Из дневника Минцлова. Продолжение:
«Швейцар противоположного дома рассказал мне следующее. У подъезда гостиницы торчали двое каких-то господ, один из них высокий, полный, и разговаривали, видимо, поджидая кого-то. Только что поравнялась с ними карета, в которой ехал на вокзал Плеве – один из них кинул бомбу и грянул оглушительный удар. Карету разнесло вдребезги. Кучера откинуло на мост и его замертво унесли в больницу; лошадей искалечило. Министр остался на месте в страшно изуродованном виде, с сорванной нижней частью лица: на него было страшно смотреть. На тело накинули шинель.
Кидавшие бомбу были ранены: один упал, другой с окровавленной шеей стоял, держась за чугунный столб навеса подъезда, и шатался. Кроме них, говорят, пострадало до 16 человек прохожих и находившихся в соседних домах…» [56]
56
Минцлов С. Р. Петербург в 1903–1910 годах. [М.?], 2012. Цит. по:Peterburg_v_1903-1910_godah.html.
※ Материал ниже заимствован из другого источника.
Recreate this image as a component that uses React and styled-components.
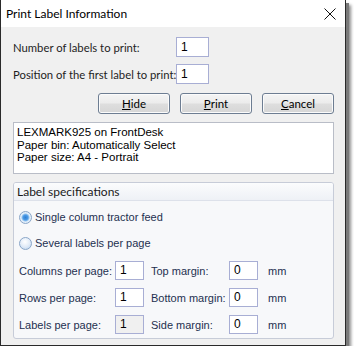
import React from 'react';
import styled, { createGlobalStyle } from 'styled-components';

const Global = createGlobalStyle`
  body {
    margin: 0;
    background: #ffffff;
    font-family: Lato, "Noto Sans", sans-serif;
  }
`

const Window = styled.div`
  width: 344px;
  height: 345px;
  border: 1px solid #2a2a2a;
  border-top: 0;
  background: #f0f0f0;
  display: flex;
  flex-direction: column;
  white-space: nowrap;
  box-shadow: 3px 3px 0 #7a7a7a, 5px 5px 3px rgba(0,0,0,0.45);
`

const TitleBar = styled.div`
  height: 27px;
  background: #ffffff;
  display: flex;
  align-items: center;
  justify-content: space-between;
  padding: 0 9px 0 5px;
  font-size: 12px;
  color: #000;
`

const Body = styled.div`
  flex: 1;
  padding: 10px 11px 0 12px;
  display: flex;
  flex-direction: column;
`

const FieldRow = styled.div`
  display: flex;
  align-items: center;
  height: 20px;
  margin-bottom: 7px;
  font-size: 11.3px;
  color: #1e1e1e;
`

const FieldLabel = styled.span`
  width: 163px;
`

const Input = styled.div`
  box-sizing: border-box;
  width: ${p => p.w || 33}px;
  height: ${p => p.h || 20}px;
  border: 1px solid #a8aed4;
  background: ${p => (p.disabled ? '#f0f0f0' : '#ffffff')};
  padding: 0 0 0 4px;
  font-family: "Liberation Sans", Arial, sans-serif;
  font-size: 12px;
  line-height: ${p => (p.h || 20) - 2}px;
  color: #000;
`

const ButtonRow = styled.div`
  display: flex;
  justify-content: flex-end;
  gap: 10px;
  margin-top: 2px;
`

const Button = styled.div`
  box-sizing: border-box;
  width: 72px;
  height: 21px;
  border: 1px solid #6d7d92;
  border-radius: 3px;
  background: linear-gradient(#f4f4f4 0%, #ececec 48%, #dedede 52%, #d6d6d6 100%);
  box-shadow: inset 0 0 0 1px #fbfbfb;
  display: flex;
  align-items: center;
  justify-content: center;
  font-size: 11.5px;
  color: #000;
  u { text-decoration: underline; }
`

const InfoBox = styled.div`
  box-sizing: border-box;
  height: 52px;
  margin-top: 8px;
  background: #ffffff;
  border: 1px solid #b9bdc7;
  padding: 3px 3px;
  font-family: "Liberation Sans", Arial, sans-serif;
  font-size: 11.5px;
  line-height: 12.5px;
  color: #000;
`

const Group = styled.div`
  box-sizing: border-box;
  height: 157px;
  margin-top: 8px;
  border: 1px solid #c7ccd8;
  border-radius: 3px;
  background: #f7f8fa;
  overflow: hidden;
  font-family: "Liberation Sans", Arial, sans-serif;
  font-size: 11px;
  color: #1e3050;
`

const GroupHeader = styled.div`
  height: 17px;
  border-bottom: 1px solid #dde1ea;
  background: linear-gradient(#fbfcfd, #eef1f6);
  padding-left: 3px;
  line-height: 17px;
  color: #1a1a1a;
  font-family: Lato, sans-serif;
  font-size: 12px;
`

const GroupBody = styled.div`
  padding: 8px 0 0 5px;
  display: flex;
  flex-direction: column;
`

const RadioRow = styled.div`
  display: flex;
  align-items: center;
  gap: 3px;
  height: 16px;
  margin-bottom: 10px;
  color: #1e3050;
`

const RadioDot = styled.span`
  box-sizing: border-box;
  width: 13px;
  height: 13px;
  border-radius: 50%;
  border: 1px solid #8aa6c8;
  background: ${p =>
    p.checked
      ? 'radial-gradient(circle, #2f7fd2 0, #4c9be6 2.5px, #9cc8f0 3.6px, #e6f0fa 4.5px, #d4e4f4 100%)'
      : 'radial-gradient(circle at 45% 35%, #ffffff 0, #e2ecf8 50%, #b8d2ee 100%)'};
`

const SpecGrid = styled.div`
  display: grid;
  grid-template-columns: 96px 29px 85px 29px 30px;
  grid-auto-rows: 19px;
  row-gap: 8px;
  align-items: center;
  color: #1e3050;
`

const Label2 = styled.span`
  padding-left: ${p => p.pl || 0}px;
`

const Unit = styled.span`
  padding-left: 10px;
`

const CloseIcon = () => (
  <svg width="12" height="12" viewBox="0 0 12 12">
    <path d="M0.5 0.5 L11.5 11.5 M11.5 0.5 L0.5 11.5" stroke="#111" strokeWidth="1" />
  </svg>
)

const rows = [
  { a: 'Columns per page:', av: '1', b: 'Top margin:', bv: '0' },
  { a: 'Rows per page:', av: '1', b: 'Bottom margin:', bv: '0' },
  { a: 'Labels per page:', av: '1', b: 'Side margin:', bv: '0', dis: true },
]

export default function App() {
  return (
    <>
      <Global />
      <Window>
        <TitleBar>
          <span>Print Label Information</span>
          <CloseIcon />
        </TitleBar>
        <Body>
          <FieldRow>
            <FieldLabel>Number of labels to print:</FieldLabel>
            <Input>1</Input>
          </FieldRow>
          <FieldRow>
            <FieldLabel>Position of the first label to print:</FieldLabel>
            <Input>1</Input>
          </FieldRow>
          <ButtonRow>
            <Button><u>H</u>ide</Button>
            <Button><u>P</u>rint</Button>
            <Button><u>C</u>ancel</Button>
          </ButtonRow>
          <InfoBox>
            LEXMARK925 on FrontDesk<br />
            Paper bin: Automatically Select<br />
            Paper size: A4 - Portrait
          </InfoBox>
          <Group>
            <GroupHeader>Label specifications</GroupHeader>
            <GroupBody>
              <RadioRow><RadioDot checked /> Single column tractor feed</RadioRow>
              <RadioRow><RadioDot /> Several labels per page</RadioRow>
              <SpecGrid>
                {rows.map(r => (
                  <React.Fragment key={r.a}>
                    <Label2>{r.a}</Label2>
                    <Input w={29} h={19} disabled={r.dis}>{r.av}</Input>
                    <Label2 pl={7}>{r.b}</Label2>
                    <Input w={29} h={19}>{r.bv}</Input>
                    <Unit>mm</Unit>
                  </React.Fragment>
                ))}
              </SpecGrid>
            </GroupBody>
          </Group>
        </Body>
      </Window>
    </>
  );
}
Число раненых бомбистов удвоилось в потрясённом сознании швейцара. На самом деле арестован был один – в крови, растерзанный и оглушённый взрывом. Потом установят его имя: Егор Созонов, бывший студент, из пермских староверов. Но беседовавший с ним у подъезда гостиницы господин действительно был, только вовремя успел исчезнуть. Высокий? Да, 183 сантиметра. Полный? Это, наверно, так показалось: господин одет был по-барски и вообще выглядел барином, а в глазах швейцара – что барин, то и полный.